Picks and Pans Review: She Spies

UPDATED 08/05/2002 at 01:00 AM EDT Originally published 08/05/2002 at 01:00 AM EDT

NBC (Saturdays, 10 p.m. ET)

NBC press releases label this an "action-adventure." Come on, people, let's call a comedy a comedy.

The watchable new series, on a four-episode network run prior to fall syndication, concerns three beautiful babes—Cassie (Natasha Henstridge), D.D. (Kristen Miller) and Shane (Natashia Williams)—who have been sprung from prison so they can spy for the government. Trite concept? Sure, and don't the writers know it. In the July 20 pilot the three heroines went undercover at a Hollywood studio and stumbled onto the set of a television show that was a mirror image of She Spies. In the third episode (Aug. 3) the chief villain is portrayed by Costas Mandylor, whose failed NBC series Players also had a cons-turned-spies premise. If you like TV in-jokes punctuated with karate kicks, this show's for you.
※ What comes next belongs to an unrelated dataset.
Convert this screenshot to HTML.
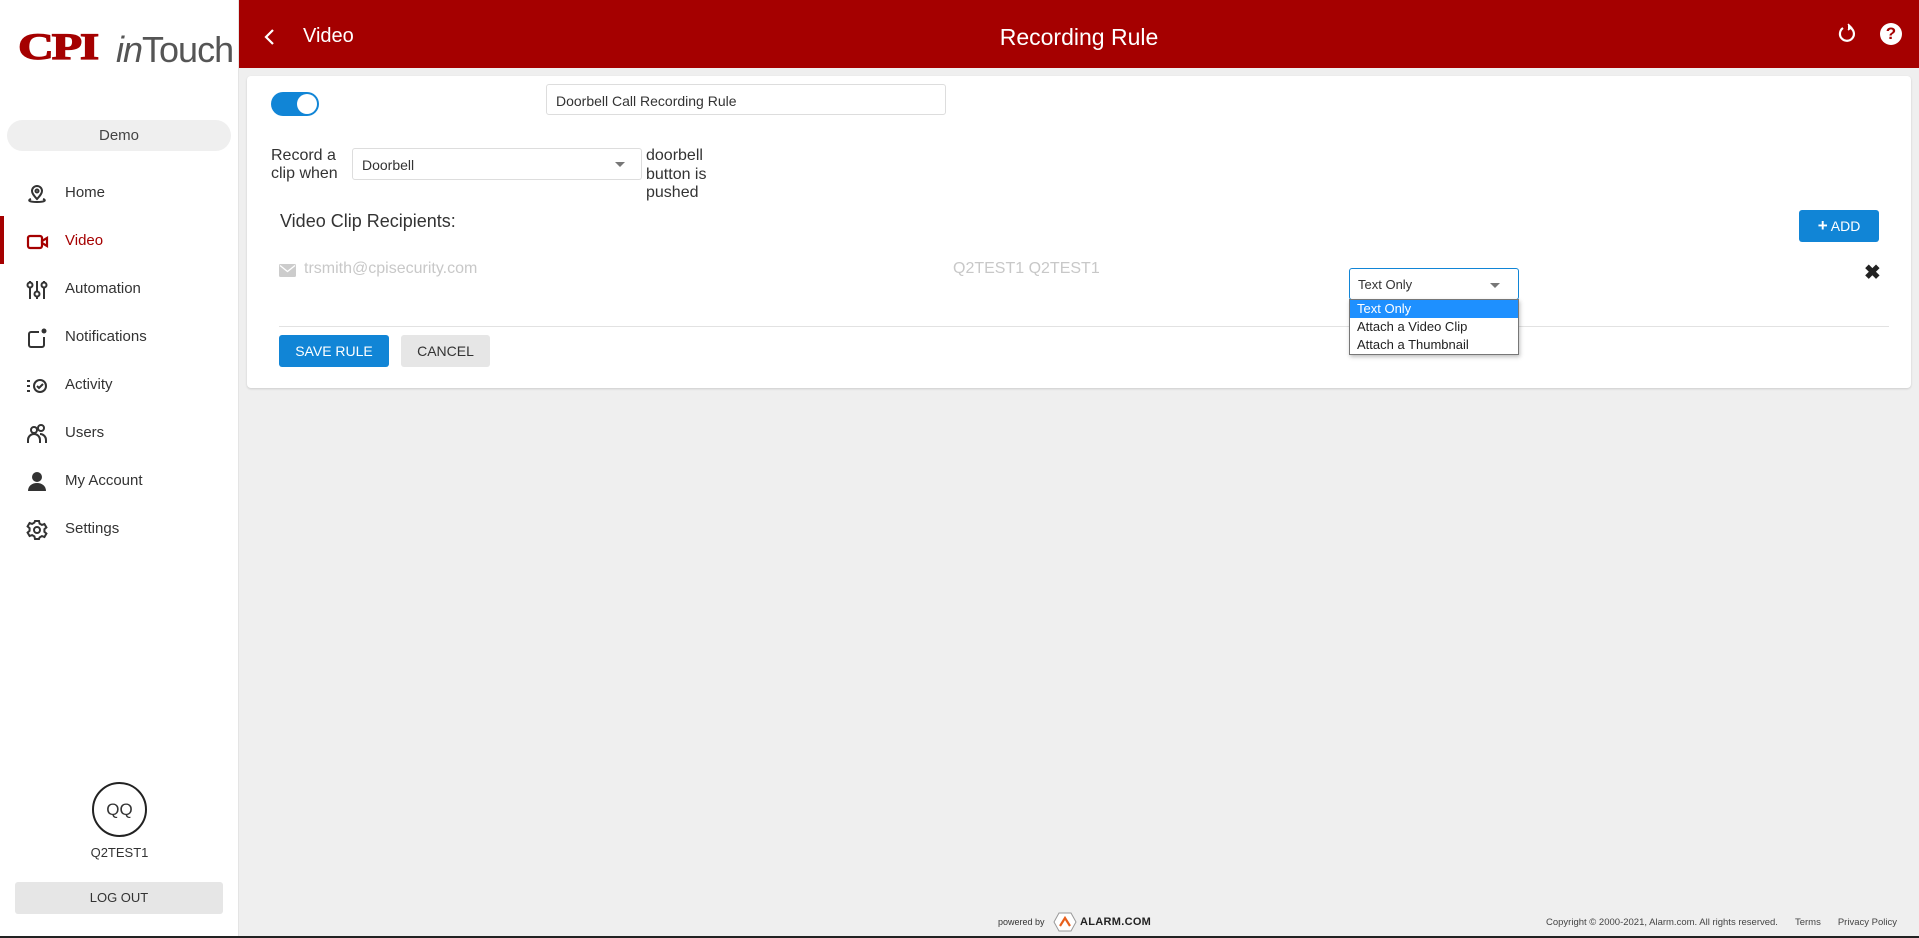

She Spies takes the tongue-in-cheek derring-do of Charlie's Angels and V.I.P. and tries to add anything-goes insanity à la The Naked Gun. The pilot even offered crude political satire involving a Clintonesque former presidential candidate. The repeat gags wear thin, and long-range prospects are dubious, but this will do as a summer diversion.